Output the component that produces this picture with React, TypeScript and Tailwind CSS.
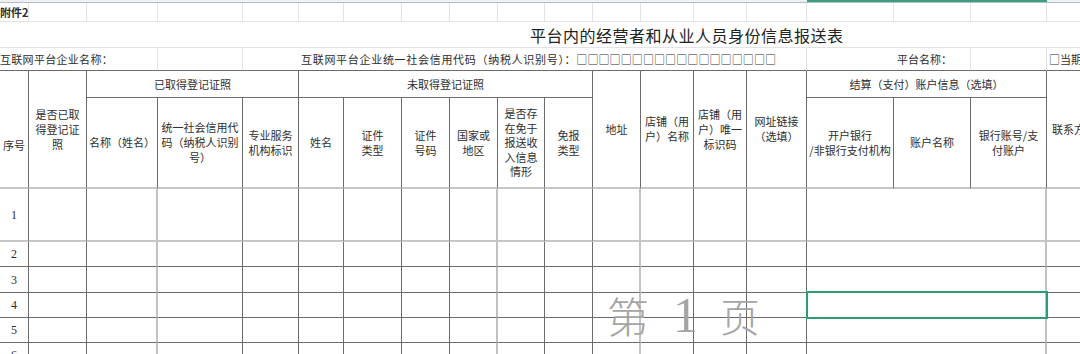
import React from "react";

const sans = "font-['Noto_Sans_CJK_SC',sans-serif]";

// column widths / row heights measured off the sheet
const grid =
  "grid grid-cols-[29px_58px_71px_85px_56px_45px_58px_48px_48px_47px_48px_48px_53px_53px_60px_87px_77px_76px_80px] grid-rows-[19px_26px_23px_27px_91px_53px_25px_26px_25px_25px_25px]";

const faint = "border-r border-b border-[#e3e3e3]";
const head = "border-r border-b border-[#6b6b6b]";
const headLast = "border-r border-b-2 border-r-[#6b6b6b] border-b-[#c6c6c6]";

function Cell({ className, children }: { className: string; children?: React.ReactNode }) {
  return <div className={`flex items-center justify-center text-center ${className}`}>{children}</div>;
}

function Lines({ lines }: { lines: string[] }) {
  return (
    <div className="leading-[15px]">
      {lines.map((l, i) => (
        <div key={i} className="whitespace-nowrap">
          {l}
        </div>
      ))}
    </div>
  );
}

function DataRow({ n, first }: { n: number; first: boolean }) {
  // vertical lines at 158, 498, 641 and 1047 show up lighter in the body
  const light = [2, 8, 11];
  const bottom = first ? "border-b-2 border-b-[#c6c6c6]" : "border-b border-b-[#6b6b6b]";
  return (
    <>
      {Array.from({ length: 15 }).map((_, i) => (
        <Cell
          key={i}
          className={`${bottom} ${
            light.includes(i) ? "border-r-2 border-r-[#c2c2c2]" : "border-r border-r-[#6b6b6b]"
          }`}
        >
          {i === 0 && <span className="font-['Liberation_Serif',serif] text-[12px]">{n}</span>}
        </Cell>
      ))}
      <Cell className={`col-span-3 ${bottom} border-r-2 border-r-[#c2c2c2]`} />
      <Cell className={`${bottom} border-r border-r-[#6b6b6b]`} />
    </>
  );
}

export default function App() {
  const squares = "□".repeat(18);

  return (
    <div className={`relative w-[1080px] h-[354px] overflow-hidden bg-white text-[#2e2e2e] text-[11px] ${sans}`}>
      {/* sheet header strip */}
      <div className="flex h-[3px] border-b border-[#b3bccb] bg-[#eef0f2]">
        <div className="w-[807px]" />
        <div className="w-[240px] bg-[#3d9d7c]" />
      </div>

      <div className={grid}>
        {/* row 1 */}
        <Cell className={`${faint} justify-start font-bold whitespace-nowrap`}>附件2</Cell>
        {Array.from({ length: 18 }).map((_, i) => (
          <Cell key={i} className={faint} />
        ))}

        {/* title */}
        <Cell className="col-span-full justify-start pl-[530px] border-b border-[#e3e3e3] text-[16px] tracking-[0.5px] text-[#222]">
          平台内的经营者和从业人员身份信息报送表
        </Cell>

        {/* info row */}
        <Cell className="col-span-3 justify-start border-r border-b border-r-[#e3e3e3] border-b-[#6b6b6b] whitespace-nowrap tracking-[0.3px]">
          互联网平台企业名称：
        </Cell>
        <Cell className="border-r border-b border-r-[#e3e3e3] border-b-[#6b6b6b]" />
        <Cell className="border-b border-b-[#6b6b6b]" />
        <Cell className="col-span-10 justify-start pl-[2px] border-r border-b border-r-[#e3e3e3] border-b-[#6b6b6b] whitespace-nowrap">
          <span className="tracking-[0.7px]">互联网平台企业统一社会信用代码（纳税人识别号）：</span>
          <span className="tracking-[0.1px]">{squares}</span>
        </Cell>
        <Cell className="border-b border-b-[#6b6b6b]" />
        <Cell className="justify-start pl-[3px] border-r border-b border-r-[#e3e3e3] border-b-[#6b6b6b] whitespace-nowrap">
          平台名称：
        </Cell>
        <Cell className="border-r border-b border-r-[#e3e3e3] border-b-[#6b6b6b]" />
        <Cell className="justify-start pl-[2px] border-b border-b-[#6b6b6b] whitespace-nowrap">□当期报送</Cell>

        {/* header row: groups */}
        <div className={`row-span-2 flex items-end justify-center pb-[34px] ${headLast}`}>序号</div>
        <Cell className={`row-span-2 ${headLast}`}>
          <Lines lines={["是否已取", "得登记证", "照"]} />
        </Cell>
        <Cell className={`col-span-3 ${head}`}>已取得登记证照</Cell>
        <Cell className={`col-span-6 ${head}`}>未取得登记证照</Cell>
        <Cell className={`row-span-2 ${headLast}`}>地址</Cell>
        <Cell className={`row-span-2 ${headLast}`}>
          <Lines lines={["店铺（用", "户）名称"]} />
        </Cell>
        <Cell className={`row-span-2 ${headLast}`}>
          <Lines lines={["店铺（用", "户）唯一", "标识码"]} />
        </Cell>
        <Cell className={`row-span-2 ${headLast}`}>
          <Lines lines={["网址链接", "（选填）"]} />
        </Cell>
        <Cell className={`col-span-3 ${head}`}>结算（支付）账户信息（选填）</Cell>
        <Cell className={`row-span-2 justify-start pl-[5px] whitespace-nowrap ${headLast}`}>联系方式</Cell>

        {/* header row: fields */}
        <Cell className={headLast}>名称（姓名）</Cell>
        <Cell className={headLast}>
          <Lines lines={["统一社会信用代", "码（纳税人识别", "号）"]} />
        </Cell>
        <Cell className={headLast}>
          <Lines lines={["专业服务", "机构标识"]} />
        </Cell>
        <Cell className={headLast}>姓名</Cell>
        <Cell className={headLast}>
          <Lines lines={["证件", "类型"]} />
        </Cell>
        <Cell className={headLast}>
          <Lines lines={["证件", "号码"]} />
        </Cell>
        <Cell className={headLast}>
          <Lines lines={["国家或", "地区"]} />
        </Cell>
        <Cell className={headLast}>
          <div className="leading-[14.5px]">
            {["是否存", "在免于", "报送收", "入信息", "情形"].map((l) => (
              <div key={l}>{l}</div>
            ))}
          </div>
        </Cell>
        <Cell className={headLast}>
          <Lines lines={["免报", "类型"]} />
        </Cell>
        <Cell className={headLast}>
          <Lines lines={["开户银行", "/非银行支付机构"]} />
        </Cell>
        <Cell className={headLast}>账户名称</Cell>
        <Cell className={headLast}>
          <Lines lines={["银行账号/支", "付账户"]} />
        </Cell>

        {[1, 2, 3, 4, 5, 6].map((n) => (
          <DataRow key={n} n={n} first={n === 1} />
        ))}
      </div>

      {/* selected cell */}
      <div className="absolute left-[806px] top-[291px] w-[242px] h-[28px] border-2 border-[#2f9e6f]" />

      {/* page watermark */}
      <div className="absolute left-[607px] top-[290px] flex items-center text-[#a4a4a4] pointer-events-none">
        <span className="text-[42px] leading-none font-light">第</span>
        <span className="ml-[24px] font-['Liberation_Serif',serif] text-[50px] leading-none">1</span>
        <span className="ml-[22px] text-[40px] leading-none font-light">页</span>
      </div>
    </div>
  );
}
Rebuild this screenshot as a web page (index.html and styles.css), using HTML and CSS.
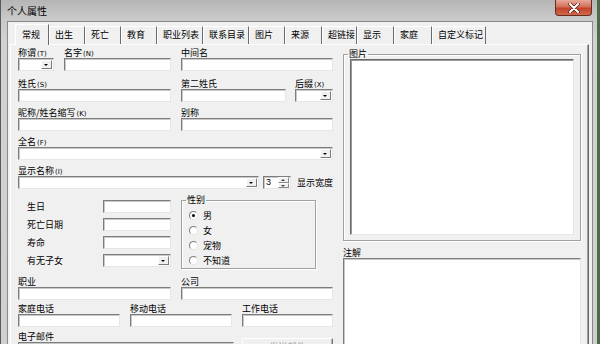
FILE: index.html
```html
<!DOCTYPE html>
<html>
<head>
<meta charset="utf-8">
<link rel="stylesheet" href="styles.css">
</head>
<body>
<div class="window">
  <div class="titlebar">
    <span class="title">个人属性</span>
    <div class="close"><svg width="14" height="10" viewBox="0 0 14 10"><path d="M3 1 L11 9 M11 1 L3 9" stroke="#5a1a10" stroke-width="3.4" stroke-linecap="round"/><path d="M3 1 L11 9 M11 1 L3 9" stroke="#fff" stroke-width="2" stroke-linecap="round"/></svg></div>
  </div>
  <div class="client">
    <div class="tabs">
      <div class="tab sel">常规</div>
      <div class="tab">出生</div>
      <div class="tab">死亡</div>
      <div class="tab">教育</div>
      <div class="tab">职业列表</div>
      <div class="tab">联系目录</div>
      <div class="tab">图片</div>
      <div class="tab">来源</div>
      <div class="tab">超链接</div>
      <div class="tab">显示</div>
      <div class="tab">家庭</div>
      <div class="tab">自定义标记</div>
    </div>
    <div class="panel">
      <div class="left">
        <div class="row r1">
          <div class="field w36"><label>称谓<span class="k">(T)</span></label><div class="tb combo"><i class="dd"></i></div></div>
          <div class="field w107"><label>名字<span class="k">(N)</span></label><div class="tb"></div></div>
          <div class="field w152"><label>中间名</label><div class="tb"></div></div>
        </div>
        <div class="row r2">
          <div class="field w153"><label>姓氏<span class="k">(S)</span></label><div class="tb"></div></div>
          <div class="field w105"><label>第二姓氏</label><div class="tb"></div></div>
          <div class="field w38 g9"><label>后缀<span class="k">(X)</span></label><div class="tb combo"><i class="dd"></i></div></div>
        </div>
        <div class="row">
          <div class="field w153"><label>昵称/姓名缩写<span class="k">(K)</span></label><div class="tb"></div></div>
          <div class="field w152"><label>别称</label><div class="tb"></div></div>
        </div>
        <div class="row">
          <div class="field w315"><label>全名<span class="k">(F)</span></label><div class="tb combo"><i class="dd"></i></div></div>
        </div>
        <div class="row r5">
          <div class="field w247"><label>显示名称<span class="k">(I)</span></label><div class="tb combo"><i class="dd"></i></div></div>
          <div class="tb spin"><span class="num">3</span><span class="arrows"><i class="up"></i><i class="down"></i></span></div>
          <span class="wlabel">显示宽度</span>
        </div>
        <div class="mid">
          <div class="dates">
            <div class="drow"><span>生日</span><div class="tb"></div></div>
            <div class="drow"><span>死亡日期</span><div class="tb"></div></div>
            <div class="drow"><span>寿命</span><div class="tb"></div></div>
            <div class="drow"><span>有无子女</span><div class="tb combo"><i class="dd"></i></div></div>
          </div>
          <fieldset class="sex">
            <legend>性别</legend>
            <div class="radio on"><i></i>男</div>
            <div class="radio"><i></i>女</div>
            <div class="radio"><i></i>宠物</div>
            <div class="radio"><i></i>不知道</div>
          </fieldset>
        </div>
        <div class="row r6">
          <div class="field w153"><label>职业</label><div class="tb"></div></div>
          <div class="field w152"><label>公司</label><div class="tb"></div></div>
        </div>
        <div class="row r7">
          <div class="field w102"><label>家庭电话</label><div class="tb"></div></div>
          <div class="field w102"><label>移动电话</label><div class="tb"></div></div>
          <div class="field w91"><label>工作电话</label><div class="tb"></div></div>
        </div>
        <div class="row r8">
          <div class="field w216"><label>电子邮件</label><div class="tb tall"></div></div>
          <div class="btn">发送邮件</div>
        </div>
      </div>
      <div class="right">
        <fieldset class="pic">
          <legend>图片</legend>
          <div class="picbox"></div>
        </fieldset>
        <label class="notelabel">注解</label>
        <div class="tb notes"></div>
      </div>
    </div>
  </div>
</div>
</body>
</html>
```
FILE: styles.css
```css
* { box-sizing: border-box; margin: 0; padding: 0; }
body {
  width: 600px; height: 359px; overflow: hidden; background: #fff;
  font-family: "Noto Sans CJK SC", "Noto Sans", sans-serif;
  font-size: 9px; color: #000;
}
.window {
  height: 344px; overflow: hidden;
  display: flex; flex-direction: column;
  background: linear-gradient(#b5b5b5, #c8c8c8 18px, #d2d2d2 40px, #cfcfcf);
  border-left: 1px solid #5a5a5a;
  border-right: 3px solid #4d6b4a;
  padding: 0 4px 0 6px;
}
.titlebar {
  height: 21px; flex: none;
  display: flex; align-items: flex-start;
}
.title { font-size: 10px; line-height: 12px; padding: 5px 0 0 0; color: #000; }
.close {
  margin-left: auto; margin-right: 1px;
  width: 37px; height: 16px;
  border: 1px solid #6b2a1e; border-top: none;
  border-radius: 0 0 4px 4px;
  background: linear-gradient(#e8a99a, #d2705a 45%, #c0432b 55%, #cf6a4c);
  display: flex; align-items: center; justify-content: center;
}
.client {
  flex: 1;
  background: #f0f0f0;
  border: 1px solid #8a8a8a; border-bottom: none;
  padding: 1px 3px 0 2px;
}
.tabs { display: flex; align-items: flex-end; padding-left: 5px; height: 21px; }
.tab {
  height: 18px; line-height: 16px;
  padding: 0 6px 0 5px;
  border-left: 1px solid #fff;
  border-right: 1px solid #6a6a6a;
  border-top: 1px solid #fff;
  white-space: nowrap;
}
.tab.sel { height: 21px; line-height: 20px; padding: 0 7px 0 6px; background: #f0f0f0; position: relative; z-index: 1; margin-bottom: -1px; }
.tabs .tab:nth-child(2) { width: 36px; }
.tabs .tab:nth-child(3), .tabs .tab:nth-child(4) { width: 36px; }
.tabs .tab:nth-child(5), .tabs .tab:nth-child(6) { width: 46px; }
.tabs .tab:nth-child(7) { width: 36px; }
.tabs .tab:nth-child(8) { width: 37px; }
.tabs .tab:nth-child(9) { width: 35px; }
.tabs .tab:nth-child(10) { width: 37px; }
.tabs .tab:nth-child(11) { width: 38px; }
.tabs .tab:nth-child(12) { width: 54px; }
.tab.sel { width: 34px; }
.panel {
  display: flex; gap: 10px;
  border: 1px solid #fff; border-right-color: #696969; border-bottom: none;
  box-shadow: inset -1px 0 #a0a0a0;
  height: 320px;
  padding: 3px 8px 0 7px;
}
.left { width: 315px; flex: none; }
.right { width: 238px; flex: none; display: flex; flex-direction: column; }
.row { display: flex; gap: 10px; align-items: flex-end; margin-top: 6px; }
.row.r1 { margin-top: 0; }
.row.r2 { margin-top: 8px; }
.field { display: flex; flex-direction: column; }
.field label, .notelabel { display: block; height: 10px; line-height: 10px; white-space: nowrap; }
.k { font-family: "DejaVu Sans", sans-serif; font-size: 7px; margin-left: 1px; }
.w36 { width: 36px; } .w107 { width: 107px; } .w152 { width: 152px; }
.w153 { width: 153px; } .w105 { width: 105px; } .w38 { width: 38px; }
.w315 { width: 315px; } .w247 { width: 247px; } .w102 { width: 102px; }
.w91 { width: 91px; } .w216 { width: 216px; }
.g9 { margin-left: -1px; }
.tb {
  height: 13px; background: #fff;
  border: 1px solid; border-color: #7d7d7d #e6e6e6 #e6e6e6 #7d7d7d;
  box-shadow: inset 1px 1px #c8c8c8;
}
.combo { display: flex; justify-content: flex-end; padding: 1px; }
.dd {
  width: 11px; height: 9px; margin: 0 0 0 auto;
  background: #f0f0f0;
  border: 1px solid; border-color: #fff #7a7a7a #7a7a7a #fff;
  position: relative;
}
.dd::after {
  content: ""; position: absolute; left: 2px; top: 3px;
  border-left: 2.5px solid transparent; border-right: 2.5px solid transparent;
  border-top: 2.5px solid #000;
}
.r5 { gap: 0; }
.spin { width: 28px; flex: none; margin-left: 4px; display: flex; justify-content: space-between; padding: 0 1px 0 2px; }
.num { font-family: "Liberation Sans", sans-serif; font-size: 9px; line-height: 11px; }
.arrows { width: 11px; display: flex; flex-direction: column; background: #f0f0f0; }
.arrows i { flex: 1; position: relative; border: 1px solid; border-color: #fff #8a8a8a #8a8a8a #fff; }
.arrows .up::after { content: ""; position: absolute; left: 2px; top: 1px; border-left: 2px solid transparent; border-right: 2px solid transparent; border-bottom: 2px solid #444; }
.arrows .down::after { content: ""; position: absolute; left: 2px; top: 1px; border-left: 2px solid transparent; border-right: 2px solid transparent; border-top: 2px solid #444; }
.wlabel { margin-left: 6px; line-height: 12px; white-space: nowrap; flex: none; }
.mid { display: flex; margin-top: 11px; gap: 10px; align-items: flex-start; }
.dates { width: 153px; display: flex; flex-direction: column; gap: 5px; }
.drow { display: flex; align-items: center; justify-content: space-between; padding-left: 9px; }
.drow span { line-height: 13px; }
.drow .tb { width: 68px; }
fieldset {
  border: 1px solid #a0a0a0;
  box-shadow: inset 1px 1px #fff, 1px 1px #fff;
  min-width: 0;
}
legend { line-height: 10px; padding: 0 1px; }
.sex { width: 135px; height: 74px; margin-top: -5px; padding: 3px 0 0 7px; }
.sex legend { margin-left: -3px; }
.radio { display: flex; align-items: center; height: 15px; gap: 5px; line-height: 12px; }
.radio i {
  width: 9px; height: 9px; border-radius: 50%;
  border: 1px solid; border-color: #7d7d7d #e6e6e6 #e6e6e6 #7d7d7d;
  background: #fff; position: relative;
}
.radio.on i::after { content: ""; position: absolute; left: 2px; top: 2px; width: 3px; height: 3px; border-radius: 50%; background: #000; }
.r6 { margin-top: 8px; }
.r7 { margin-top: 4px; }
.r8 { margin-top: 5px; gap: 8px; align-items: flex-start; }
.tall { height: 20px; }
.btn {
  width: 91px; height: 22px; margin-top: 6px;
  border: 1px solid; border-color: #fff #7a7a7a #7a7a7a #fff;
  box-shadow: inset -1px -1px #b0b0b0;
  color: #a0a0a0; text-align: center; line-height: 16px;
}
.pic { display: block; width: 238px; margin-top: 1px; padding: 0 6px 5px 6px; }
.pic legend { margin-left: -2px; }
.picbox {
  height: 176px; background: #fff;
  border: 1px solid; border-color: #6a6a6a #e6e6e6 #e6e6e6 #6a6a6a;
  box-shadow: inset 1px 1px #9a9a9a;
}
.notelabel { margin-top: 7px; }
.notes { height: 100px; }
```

◆ **Given task**: Scan the entries above. Copy each line that has the string "this".

◆ **Full answer**:
Output the component that produces this picture with React, TypeScript and Tailwind CSS.
Rebuild this screenshot as a web page (index.html and styles.css), using HTML and CSS.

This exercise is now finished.